We prefer to wrench in the kitchen - the lighting is good and clean-up is easy - so the Raleigh was put into the stand. The previous day, I'd purchased a new tire - a Panacer Pasela no less! - locally to replace a blown tire, plus I surprised my son with bicycle shorts, a well-deserved treat for his 30+ mile daily jaunts. This particular son struggles in school, so for him to embrace a sport, and for his passion to align with our own, well, I will support him as much as possible! As for the bicycle, he likes a lean, lightweight bicycle, which, in his mind, means without racks or fenders. He removed the quick release rear wheel, stripped the tube and blown tire and had replaced the tube and tire himself, mostly, with my additional help cinching and securing the new tire back onto the rim.

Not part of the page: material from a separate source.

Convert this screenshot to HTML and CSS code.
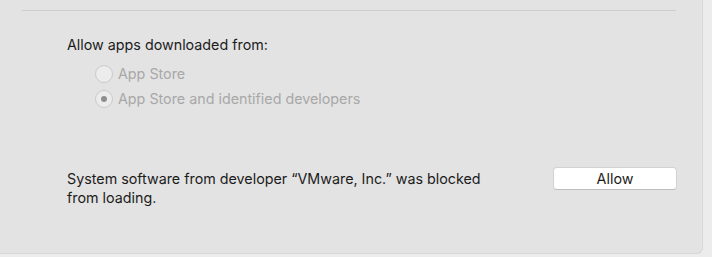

Once we finagled the wheel in the dropouts, he adjusted the rear brake pads so they clamped the rims instead of the tire - initial cause of the blowout. He also inspected the front brakes and made similar adjustments, then removed a front fender. He also cleaned up the frame and wiped the chain. I was proud that he's taking pride in his work and improving the Raleigh, a bicycle he seems to have adopted as his own.

The Raleigh Grand Prix lacks bottle braze-ons, but I creatively used rubber gaskets leftover from unused lock brackets, strong zip-ties, and wide velcro to further secure rack to the frame, which had the added advantage of covering sharp, clipped zip-tied edges. I also added a seat wedge bag filled with tiny pump and patch kit.

Three days into his program, our son is enjoying the long rides  He brings home printed maps of each ride and seems to be enjoying himself!